Everything in the data should be repeated exactly, save for the images.

-- start Data section --

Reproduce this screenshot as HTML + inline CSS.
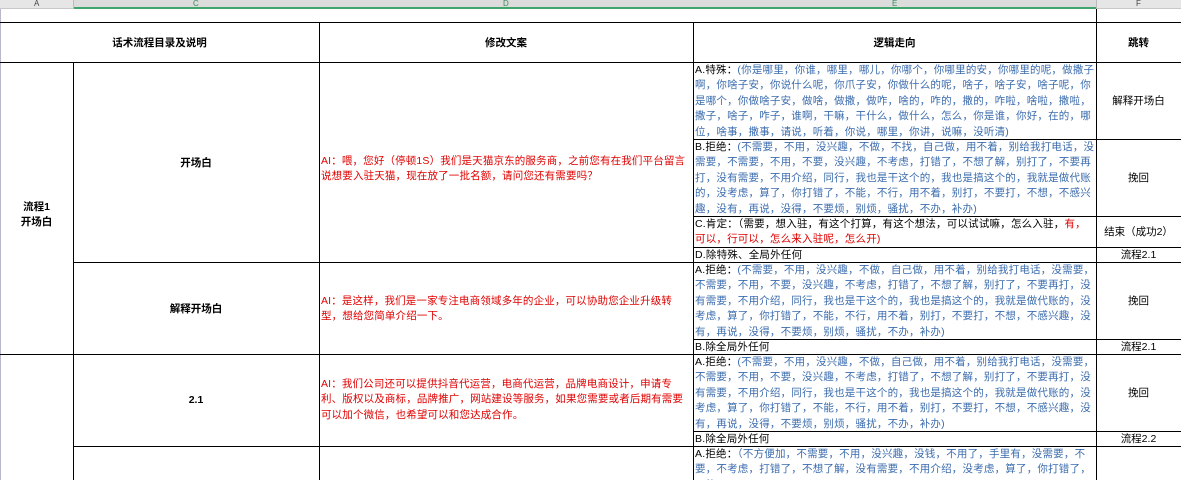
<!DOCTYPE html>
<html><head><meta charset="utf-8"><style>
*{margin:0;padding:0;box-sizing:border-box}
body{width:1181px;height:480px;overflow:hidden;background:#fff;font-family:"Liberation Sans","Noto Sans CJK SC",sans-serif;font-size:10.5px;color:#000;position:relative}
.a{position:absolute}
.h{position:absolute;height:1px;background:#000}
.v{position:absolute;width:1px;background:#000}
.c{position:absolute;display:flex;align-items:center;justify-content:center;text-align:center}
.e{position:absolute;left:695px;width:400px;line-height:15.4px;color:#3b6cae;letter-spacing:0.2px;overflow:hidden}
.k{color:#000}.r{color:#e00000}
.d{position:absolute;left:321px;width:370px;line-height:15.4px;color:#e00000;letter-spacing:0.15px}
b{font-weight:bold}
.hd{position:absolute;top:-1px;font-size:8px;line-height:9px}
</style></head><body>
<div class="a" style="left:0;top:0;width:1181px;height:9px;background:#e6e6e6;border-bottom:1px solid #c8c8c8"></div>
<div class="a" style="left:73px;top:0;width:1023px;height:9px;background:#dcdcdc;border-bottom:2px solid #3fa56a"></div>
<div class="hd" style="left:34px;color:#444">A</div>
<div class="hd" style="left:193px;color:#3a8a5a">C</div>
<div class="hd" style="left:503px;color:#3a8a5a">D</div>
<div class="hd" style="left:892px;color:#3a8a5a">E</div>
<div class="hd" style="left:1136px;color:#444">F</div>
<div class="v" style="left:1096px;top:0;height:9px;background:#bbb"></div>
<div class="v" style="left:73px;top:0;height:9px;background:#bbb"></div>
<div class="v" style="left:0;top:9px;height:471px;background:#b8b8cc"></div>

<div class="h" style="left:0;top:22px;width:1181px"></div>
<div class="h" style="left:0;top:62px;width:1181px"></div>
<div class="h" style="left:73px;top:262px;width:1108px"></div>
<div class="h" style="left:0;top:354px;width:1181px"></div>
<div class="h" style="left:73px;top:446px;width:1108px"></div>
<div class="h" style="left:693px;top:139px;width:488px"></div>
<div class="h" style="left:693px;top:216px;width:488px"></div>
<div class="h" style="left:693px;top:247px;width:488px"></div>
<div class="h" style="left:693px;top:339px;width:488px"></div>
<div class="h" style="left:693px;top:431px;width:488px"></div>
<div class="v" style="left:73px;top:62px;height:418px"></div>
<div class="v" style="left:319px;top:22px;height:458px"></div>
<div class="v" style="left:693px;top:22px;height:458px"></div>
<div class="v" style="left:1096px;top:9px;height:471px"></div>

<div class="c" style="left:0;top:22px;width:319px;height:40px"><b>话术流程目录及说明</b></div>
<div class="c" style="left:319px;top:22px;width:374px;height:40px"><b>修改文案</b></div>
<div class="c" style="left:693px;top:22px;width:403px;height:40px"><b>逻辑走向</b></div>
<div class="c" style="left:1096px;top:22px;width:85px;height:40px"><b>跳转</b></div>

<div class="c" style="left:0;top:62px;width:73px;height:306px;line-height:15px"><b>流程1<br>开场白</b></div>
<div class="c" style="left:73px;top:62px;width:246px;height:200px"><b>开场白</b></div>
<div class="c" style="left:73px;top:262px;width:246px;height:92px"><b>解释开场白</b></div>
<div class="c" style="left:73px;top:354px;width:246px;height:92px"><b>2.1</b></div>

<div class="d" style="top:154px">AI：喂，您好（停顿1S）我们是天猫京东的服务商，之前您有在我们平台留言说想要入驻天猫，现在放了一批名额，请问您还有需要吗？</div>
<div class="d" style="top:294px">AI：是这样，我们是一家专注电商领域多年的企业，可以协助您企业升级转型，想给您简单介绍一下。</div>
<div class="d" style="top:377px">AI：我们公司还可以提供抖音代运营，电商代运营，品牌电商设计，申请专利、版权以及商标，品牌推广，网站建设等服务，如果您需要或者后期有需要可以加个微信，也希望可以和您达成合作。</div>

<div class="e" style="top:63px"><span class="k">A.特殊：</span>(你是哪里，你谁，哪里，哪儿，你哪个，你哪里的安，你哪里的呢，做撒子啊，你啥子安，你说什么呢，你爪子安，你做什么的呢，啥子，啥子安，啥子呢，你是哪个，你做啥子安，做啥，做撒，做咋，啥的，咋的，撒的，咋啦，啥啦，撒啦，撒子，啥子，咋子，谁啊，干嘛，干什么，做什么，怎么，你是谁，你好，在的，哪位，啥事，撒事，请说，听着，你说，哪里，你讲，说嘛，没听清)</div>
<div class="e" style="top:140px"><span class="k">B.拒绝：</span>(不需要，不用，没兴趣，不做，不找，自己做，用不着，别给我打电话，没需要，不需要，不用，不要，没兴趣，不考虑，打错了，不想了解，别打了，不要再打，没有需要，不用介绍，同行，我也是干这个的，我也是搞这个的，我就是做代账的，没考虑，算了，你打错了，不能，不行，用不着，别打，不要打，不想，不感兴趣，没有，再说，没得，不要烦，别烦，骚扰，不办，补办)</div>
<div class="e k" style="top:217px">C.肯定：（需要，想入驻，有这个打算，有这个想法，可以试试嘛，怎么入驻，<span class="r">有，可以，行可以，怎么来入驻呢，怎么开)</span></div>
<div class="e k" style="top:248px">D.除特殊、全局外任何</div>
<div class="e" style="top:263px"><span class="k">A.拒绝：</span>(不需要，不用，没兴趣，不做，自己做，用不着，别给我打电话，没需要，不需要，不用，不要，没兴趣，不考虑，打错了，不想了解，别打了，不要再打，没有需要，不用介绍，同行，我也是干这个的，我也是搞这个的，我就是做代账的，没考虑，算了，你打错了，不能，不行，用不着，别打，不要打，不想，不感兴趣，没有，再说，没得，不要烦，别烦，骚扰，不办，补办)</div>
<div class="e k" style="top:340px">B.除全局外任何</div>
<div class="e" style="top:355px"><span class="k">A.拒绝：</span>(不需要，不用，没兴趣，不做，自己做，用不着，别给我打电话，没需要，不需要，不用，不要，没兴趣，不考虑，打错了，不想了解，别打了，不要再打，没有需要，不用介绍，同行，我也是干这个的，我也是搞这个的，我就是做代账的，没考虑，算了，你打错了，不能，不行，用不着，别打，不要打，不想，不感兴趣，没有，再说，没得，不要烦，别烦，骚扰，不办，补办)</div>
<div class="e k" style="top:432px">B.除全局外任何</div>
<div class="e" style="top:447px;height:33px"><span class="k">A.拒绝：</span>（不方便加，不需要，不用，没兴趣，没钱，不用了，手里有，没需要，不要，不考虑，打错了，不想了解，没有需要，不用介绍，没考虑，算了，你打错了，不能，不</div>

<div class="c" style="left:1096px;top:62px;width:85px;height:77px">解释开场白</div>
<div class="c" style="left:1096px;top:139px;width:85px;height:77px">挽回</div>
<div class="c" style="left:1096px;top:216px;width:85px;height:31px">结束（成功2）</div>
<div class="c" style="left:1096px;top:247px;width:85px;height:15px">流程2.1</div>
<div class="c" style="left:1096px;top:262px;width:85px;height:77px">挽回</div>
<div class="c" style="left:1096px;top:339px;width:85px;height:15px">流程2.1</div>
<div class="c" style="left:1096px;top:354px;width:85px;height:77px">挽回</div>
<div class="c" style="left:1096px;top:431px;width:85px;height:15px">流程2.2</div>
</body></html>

-- end Data section --

**Response to this exercise**
Reproduce this screenshot as HTML + inline CSS.
<!DOCTYPE html>
<html><head><meta charset="utf-8"><style>
*{margin:0;padding:0;box-sizing:border-box}
body{width:1181px;height:480px;overflow:hidden;background:#fff;font-family:"Liberation Sans","Noto Sans CJK SC",sans-serif;font-size:10.5px;color:#000;position:relative}
.a{position:absolute}
.h{position:absolute;height:1px;background:#000}
.v{position:absolute;width:1px;background:#000}
.c{position:absolute;display:flex;align-items:center;justify-content:center;text-align:center}
.e{position:absolute;left:695px;width:400px;line-height:15.4px;color:#3b6cae;letter-spacing:0.2px;overflow:hidden}
.k{color:#000}.r{color:#e00000}
.d{position:absolute;left:321px;width:370px;line-height:15.4px;color:#e00000;letter-spacing:0.15px}
b{font-weight:bold}
.hd{position:absolute;top:-1px;font-size:8px;line-height:9px}
</style></head><body>
<div class="a" style="left:0;top:0;width:1181px;height:9px;background:#e6e6e6;border-bottom:1px solid #c8c8c8"></div>
<div class="a" style="left:73px;top:0;width:1023px;height:9px;background:#dcdcdc;border-bottom:2px solid #3fa56a"></div>
<div class="hd" style="left:34px;color:#444">A</div>
<div class="hd" style="left:193px;color:#3a8a5a">C</div>
<div class="hd" style="left:503px;color:#3a8a5a">D</div>
<div class="hd" style="left:892px;color:#3a8a5a">E</div>
<div class="hd" style="left:1136px;color:#444">F</div>
<div class="v" style="left:1096px;top:0;height:9px;background:#bbb"></div>
<div class="v" style="left:73px;top:0;height:9px;background:#bbb"></div>
<div class="v" style="left:0;top:9px;height:471px;background:#b8b8cc"></div>

<div class="h" style="left:0;top:22px;width:1181px"></div>
<div class="h" style="left:0;top:62px;width:1181px"></div>
<div class="h" style="left:73px;top:262px;width:1108px"></div>
<div class="h" style="left:0;top:354px;width:1181px"></div>
<div class="h" style="left:73px;top:446px;width:1108px"></div>
<div class="h" style="left:693px;top:139px;width:488px"></div>
<div class="h" style="left:693px;top:216px;width:488px"></div>
<div class="h" style="left:693px;top:247px;width:488px"></div>
<div class="h" style="left:693px;top:339px;width:488px"></div>
<div class="h" style="left:693px;top:431px;width:488px"></div>
<div class="v" style="left:73px;top:62px;height:418px"></div>
<div class="v" style="left:319px;top:22px;height:458px"></div>
<div class="v" style="left:693px;top:22px;height:458px"></div>
<div class="v" style="left:1096px;top:9px;height:471px"></div>

<div class="c" style="left:0;top:22px;width:319px;height:40px"><b>话术流程目录及说明</b></div>
<div class="c" style="left:319px;top:22px;width:374px;height:40px"><b>修改文案</b></div>
<div class="c" style="left:693px;top:22px;width:403px;height:40px"><b>逻辑走向</b></div>
<div class="c" style="left:1096px;top:22px;width:85px;height:40px"><b>跳转</b></div>

<div class="c" style="left:0;top:62px;width:73px;height:306px;line-height:15px"><b>流程1<br>开场白</b></div>
<div class="c" style="left:73px;top:62px;width:246px;height:200px"><b>开场白</b></div>
<div class="c" style="left:73px;top:262px;width:246px;height:92px"><b>解释开场白</b></div>
<div class="c" style="left:73px;top:354px;width:246px;height:92px"><b>2.1</b></div>

<div class="d" style="top:154px">AI：喂，您好（停顿1S）我们是天猫京东的服务商，之前您有在我们平台留言说想要入驻天猫，现在放了一批名额，请问您还有需要吗？</div>
<div class="d" style="top:294px">AI：是这样，我们是一家专注电商领域多年的企业，可以协助您企业升级转型，想给您简单介绍一下。</div>
<div class="d" style="top:377px">AI：我们公司还可以提供抖音代运营，电商代运营，品牌电商设计，申请专利、版权以及商标，品牌推广，网站建设等服务，如果您需要或者后期有需要可以加个微信，也希望可以和您达成合作。</div>

<div class="e" style="top:63px"><span class="k">A.特殊：</span>(你是哪里，你谁，哪里，哪儿，你哪个，你哪里的安，你哪里的呢，做撒子啊，你啥子安，你说什么呢，你爪子安，你做什么的呢，啥子，啥子安，啥子呢，你是哪个，你做啥子安，做啥，做撒，做咋，啥的，咋的，撒的，咋啦，啥啦，撒啦，撒子，啥子，咋子，谁啊，干嘛，干什么，做什么，怎么，你是谁，你好，在的，哪位，啥事，撒事，请说，听着，你说，哪里，你讲，说嘛，没听清)</div>
<div class="e" style="top:140px"><span class="k">B.拒绝：</span>(不需要，不用，没兴趣，不做，不找，自己做，用不着，别给我打电话，没需要，不需要，不用，不要，没兴趣，不考虑，打错了，不想了解，别打了，不要再打，没有需要，不用介绍，同行，我也是干这个的，我也是搞这个的，我就是做代账的，没考虑，算了，你打错了，不能，不行，用不着，别打，不要打，不想，不感兴趣，没有，再说，没得，不要烦，别烦，骚扰，不办，补办)</div>
<div class="e k" style="top:217px">C.肯定：（需要，想入驻，有这个打算，有这个想法，可以试试嘛，怎么入驻，<span class="r">有，可以，行可以，怎么来入驻呢，怎么开)</span></div>
<div class="e k" style="top:248px">D.除特殊、全局外任何</div>
<div class="e" style="top:263px"><span class="k">A.拒绝：</span>(不需要，不用，没兴趣，不做，自己做，用不着，别给我打电话，没需要，不需要，不用，不要，没兴趣，不考虑，打错了，不想了解，别打了，不要再打，没有需要，不用介绍，同行，我也是干这个的，我也是搞这个的，我就是做代账的，没考虑，算了，你打错了，不能，不行，用不着，别打，不要打，不想，不感兴趣，没有，再说，没得，不要烦，别烦，骚扰，不办，补办)</div>
<div class="e k" style="top:340px">B.除全局外任何</div>
<div class="e" style="top:355px"><span class="k">A.拒绝：</span>(不需要，不用，没兴趣，不做，自己做，用不着，别给我打电话，没需要，不需要，不用，不要，没兴趣，不考虑，打错了，不想了解，别打了，不要再打，没有需要，不用介绍，同行，我也是干这个的，我也是搞这个的，我就是做代账的，没考虑，算了，你打错了，不能，不行，用不着，别打，不要打，不想，不感兴趣，没有，再说，没得，不要烦，别烦，骚扰，不办，补办)</div>
<div class="e k" style="top:432px">B.除全局外任何</div>
<div class="e" style="top:447px;height:33px"><span class="k">A.拒绝：</span>（不方便加，不需要，不用，没兴趣，没钱，不用了，手里有，没需要，不要，不考虑，打错了，不想了解，没有需要，不用介绍，没考虑，算了，你打错了，不能，不</div>

<div class="c" style="left:1096px;top:62px;width:85px;height:77px">解释开场白</div>
<div class="c" style="left:1096px;top:139px;width:85px;height:77px">挽回</div>
<div class="c" style="left:1096px;top:216px;width:85px;height:31px">结束（成功2）</div>
<div class="c" style="left:1096px;top:247px;width:85px;height:15px">流程2.1</div>
<div class="c" style="left:1096px;top:262px;width:85px;height:77px">挽回</div>
<div class="c" style="left:1096px;top:339px;width:85px;height:15px">流程2.1</div>
<div class="c" style="left:1096px;top:354px;width:85px;height:77px">挽回</div>
<div class="c" style="left:1096px;top:431px;width:85px;height:15px">流程2.2</div>
</body></html>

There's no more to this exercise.